■ SET TASK:
Every line that contains the word "React" should be copied out.

■ RECORDS FOR PROCESSING:
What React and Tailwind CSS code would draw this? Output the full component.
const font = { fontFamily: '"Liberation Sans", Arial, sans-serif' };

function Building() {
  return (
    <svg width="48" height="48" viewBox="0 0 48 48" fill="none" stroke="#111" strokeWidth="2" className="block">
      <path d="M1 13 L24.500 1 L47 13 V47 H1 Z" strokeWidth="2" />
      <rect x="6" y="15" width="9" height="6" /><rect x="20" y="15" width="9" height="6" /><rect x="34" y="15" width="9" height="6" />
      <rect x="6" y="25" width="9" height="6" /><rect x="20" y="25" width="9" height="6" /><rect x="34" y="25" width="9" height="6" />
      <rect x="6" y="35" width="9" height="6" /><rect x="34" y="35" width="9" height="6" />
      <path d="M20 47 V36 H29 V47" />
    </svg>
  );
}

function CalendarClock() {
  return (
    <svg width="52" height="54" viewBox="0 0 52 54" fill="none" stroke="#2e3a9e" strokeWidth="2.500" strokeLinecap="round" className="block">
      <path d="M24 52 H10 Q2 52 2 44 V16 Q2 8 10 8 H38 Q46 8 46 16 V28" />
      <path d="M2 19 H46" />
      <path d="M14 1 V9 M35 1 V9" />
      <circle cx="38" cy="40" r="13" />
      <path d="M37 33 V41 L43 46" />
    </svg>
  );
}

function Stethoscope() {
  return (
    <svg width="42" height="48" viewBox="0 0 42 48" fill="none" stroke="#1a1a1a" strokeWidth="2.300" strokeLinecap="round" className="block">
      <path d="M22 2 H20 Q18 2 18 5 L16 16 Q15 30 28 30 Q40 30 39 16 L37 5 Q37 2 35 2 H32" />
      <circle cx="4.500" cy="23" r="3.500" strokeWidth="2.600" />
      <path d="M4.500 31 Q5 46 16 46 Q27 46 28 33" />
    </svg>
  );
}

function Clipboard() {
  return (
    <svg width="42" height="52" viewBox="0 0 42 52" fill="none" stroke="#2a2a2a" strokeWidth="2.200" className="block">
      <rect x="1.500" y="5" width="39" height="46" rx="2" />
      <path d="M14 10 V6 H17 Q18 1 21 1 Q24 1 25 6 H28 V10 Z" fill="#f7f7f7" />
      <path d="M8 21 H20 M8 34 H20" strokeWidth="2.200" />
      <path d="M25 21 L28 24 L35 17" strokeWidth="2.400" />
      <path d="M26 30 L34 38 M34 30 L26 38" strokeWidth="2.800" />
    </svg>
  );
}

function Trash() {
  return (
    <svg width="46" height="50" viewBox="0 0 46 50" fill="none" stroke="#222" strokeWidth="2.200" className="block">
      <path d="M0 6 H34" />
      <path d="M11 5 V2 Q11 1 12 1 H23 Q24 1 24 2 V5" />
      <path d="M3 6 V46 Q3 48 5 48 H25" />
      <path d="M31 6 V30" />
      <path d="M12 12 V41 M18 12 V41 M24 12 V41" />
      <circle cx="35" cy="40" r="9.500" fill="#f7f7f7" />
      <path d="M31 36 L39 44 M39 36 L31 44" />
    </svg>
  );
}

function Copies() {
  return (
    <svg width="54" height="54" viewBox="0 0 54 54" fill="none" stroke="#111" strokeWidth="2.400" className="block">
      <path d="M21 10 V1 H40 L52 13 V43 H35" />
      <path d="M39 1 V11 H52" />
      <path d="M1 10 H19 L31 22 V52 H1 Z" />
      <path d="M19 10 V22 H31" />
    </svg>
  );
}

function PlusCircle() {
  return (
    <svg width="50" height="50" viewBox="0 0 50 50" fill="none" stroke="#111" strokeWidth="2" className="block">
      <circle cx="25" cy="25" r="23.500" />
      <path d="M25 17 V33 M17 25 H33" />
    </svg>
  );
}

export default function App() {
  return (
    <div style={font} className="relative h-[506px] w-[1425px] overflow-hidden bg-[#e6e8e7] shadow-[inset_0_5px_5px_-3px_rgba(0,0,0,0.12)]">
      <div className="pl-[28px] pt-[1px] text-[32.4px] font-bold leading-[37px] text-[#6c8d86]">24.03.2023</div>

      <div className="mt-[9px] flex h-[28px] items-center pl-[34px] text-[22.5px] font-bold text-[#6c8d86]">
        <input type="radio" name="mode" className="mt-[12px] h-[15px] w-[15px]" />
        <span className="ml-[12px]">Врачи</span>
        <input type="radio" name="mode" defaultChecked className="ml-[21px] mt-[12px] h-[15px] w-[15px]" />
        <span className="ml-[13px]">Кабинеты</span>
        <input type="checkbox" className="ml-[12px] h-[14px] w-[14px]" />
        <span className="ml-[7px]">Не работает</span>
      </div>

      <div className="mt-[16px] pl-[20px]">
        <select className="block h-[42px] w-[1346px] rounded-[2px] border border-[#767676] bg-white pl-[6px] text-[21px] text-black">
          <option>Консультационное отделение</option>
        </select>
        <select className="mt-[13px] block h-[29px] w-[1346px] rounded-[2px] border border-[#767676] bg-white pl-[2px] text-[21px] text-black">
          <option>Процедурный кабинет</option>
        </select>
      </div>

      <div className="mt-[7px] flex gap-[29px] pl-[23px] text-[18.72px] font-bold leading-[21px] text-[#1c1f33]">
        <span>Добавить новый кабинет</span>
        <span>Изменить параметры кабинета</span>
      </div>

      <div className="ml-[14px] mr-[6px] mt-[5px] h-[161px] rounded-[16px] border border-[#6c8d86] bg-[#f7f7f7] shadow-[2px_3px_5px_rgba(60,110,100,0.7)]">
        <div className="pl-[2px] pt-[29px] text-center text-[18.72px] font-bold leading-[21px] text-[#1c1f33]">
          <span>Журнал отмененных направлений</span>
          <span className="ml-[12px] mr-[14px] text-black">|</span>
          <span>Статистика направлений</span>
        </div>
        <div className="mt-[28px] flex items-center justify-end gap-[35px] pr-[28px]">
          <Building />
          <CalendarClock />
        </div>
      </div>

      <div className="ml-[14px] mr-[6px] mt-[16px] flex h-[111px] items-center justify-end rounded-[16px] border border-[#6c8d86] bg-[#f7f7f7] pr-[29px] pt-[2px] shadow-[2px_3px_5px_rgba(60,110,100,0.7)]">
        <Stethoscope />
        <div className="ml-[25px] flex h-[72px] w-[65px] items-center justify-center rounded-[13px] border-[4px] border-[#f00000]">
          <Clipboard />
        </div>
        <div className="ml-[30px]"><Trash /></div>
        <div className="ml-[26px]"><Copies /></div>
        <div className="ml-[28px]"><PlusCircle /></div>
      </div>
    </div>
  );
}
--
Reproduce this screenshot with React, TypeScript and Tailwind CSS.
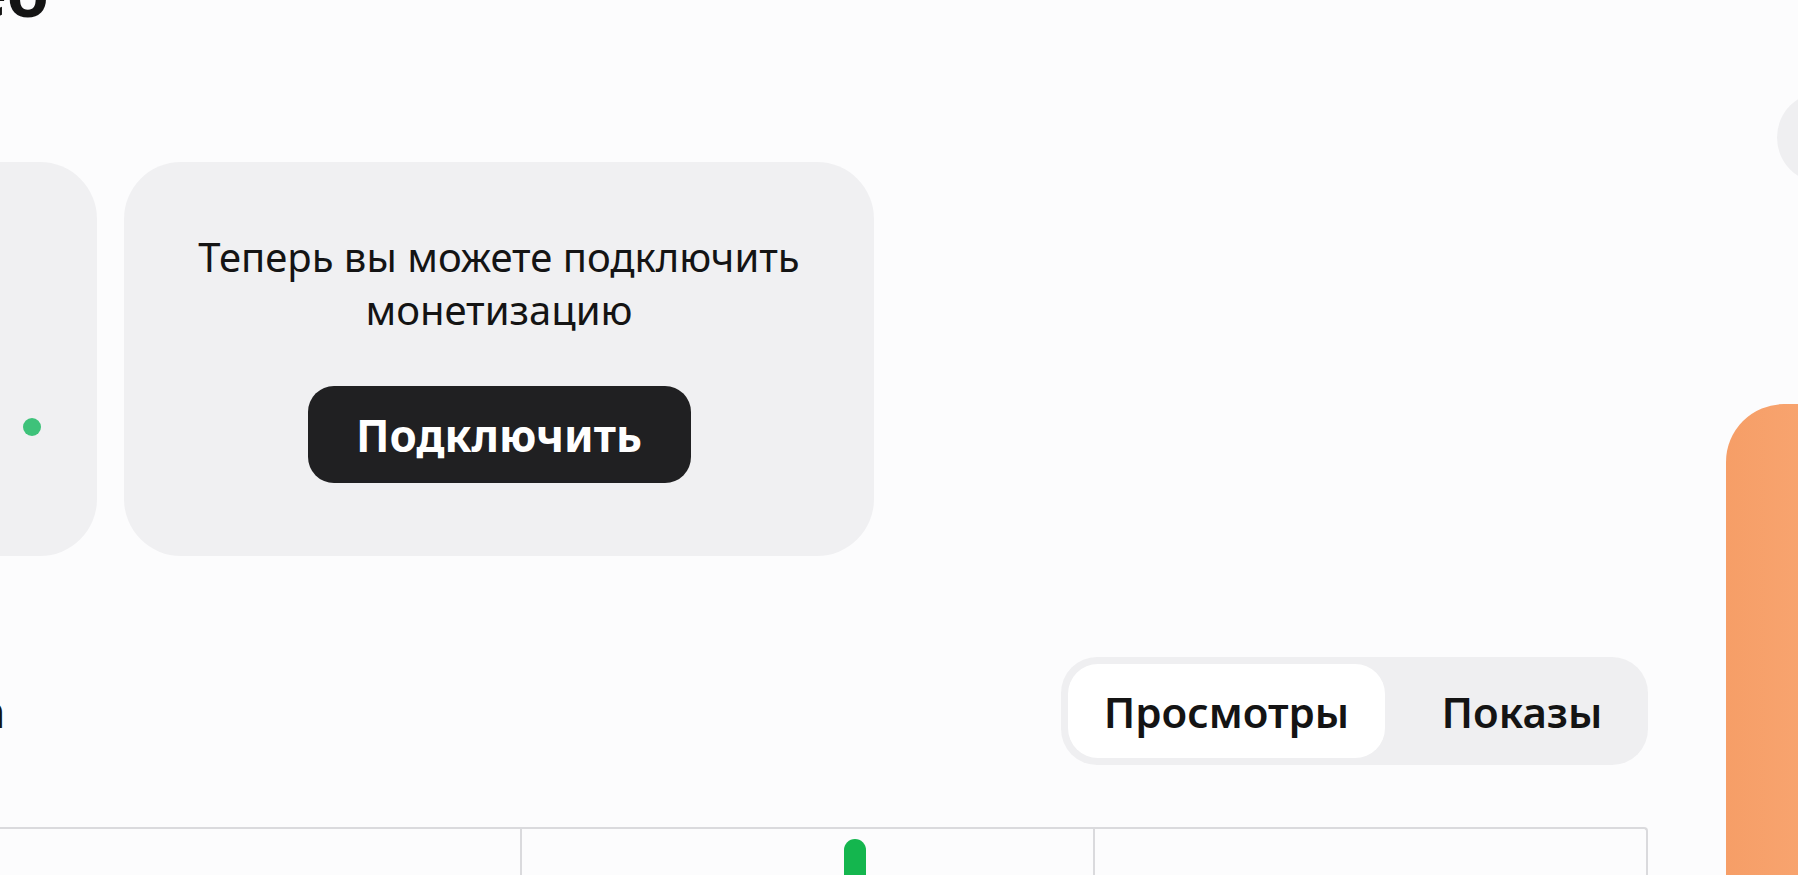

■ SOLUTION FOR THIS EXERCISE:
What React and Tailwind CSS code would draw this? Output the full component.
Reproduce this screenshot with React, TypeScript and Tailwind CSS.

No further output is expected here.